Cranfield Rowell: Girl Scout Cookie Tactics Are Patently Unfair

Tuesday, January 30, 2018 - by Cranfield Rowell

I am a big advocate of youth organizations, sports, and programs. I find that all three incorporate activities that are quite beneficial to any child. They help the development of integral social skills, show the importance of team work, form the will to embrace responsibilities, and nurture an underlying positive attitude. Is there any better feeling for a parent than getting to watch their child mold and sharpen the tools that are imperative for adulthood? It’s exciting to watch a child join an organization or sport where they learn new skills.

“Thanks to the Boy Scouts Billy tied a knot strong enough to withstand pulling a confused grizzly bear out of quicksand!”

“Girls For Change gave Jessica the confidence to start a fundraiser to make every park bicycle biodegradable!”

“The Girl Scouts taught Wendy how to ambush people in front of shopping centers, smile and bat her eyes, and sweetly ask for money in exchange for a small box of moderately unhealthy cookies! They try to run, but those poor souls don’t get far!”

Wait… what?

Yes. I said it. The Girl Scouts are teaching young girls how to use their innate charm and innocence for evil. I applaud the impact the Girl Scouts organization has had in the growth of many great leaders. Almost every female astronaut in history has been a Girl Scout. A great majority of Congresswomen and politicians have been Girl Scouts. The organization is obviously doing great things in the development of strong women. The Girl Scouts teach drive, perseverance and confidence, but I don’t agree with the initiation period required for developing those qualities. It’s like a man gaining confidence, sharpening his hand-eye coordination, and using his keen sight to watch for potential threats by robbing banks, you know, to pay for medical school.

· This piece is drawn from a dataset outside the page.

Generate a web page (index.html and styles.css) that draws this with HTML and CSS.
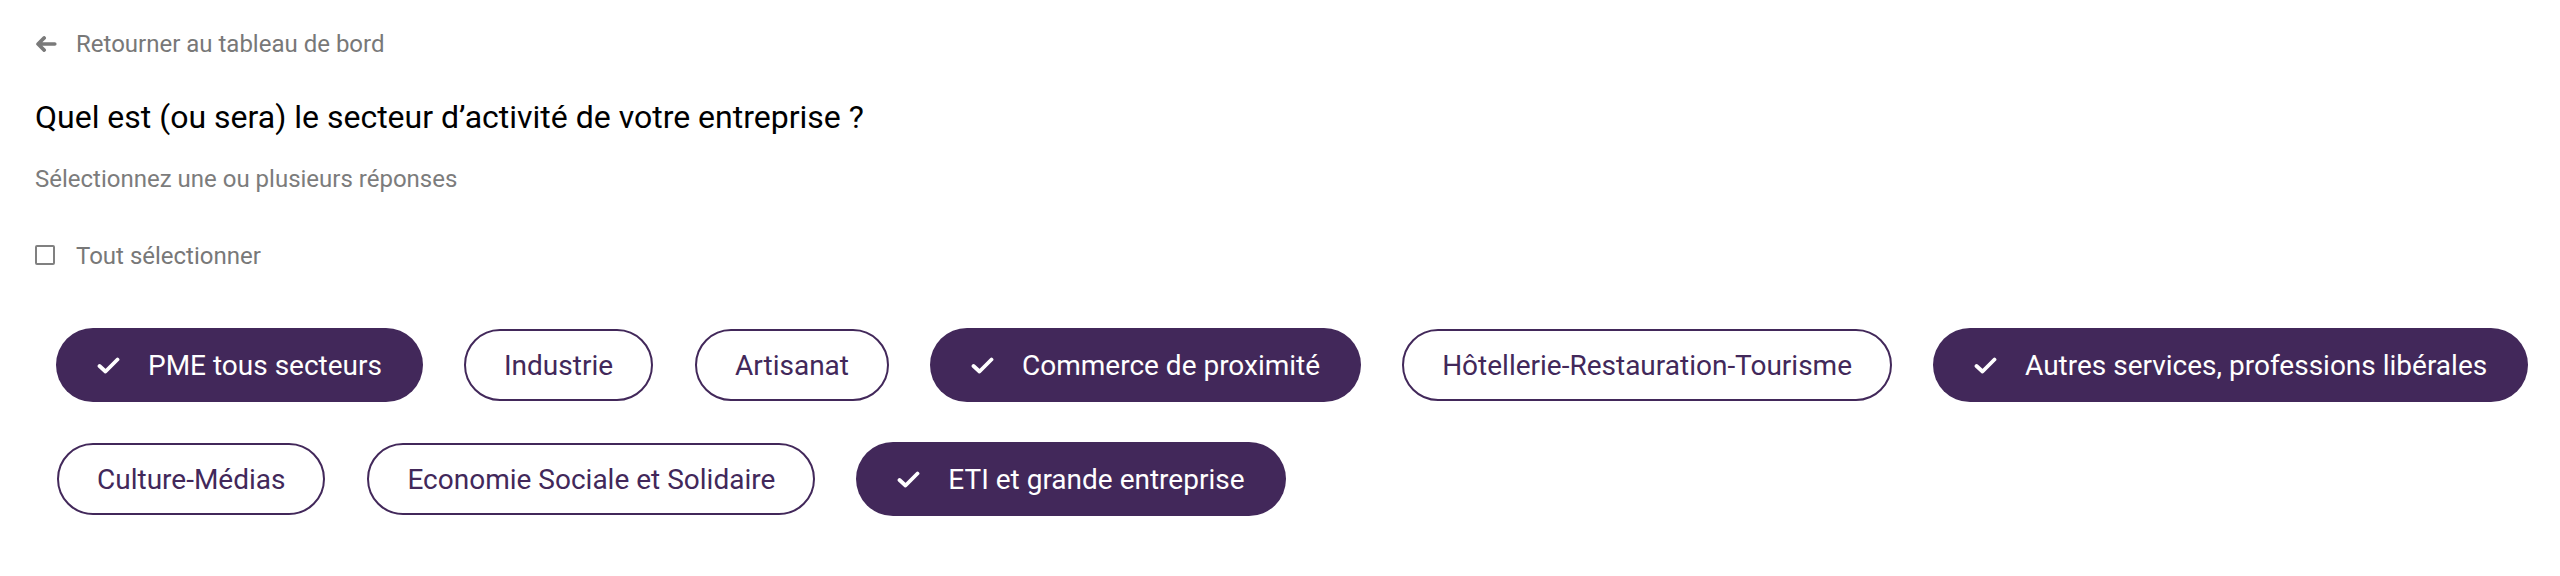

Girl Scout cookies are great. You can’t just eat one. Thin mints are heavenly cavities. Peanut butter cookies might as well be baked nicotine. Every cookie tastes incredible. Every young Girl Scout knows it. She knows you know it. She’s your dealer. You’ve been strong for almost a year, but she knows you weaken when she flashes one of her rectangle boxes of savory shame.

I do admit that I have purposely left my wallet in the car, taking just a small amount of cash with me into the store. At times, I have made the mistake of carrying my wallet with me. Then you hear it. “Do you want some Girl Scout cookies?” You turn around to be greeted by the smile of a cute girl. If there is more than one girl… well… game over. If you watch closely you can watch the Girl Scout transform into Charon of Greek mythology. You can’t board the boat to cross into the great beyond without payment. The transformation starts at eye contact. Before you know it, you’re broke. The truth is that you’ve been mugged.

I do understand that Girl Scout cookies are used for fundraisers. But isn’t there something else your talented Girl Scouts can sell? Who knows what the Girl Scouts are using with all the profits. I hope they’re rebuilding the ozone layer with some device I can write my initials on to show my loyal contributions to the Girl Scouts of America.

The Girl Scouts do great things for girls and women worldwide. While I question their tactics, I can’t argue their results. Especially since it is very difficult to argue while eating two thin mints.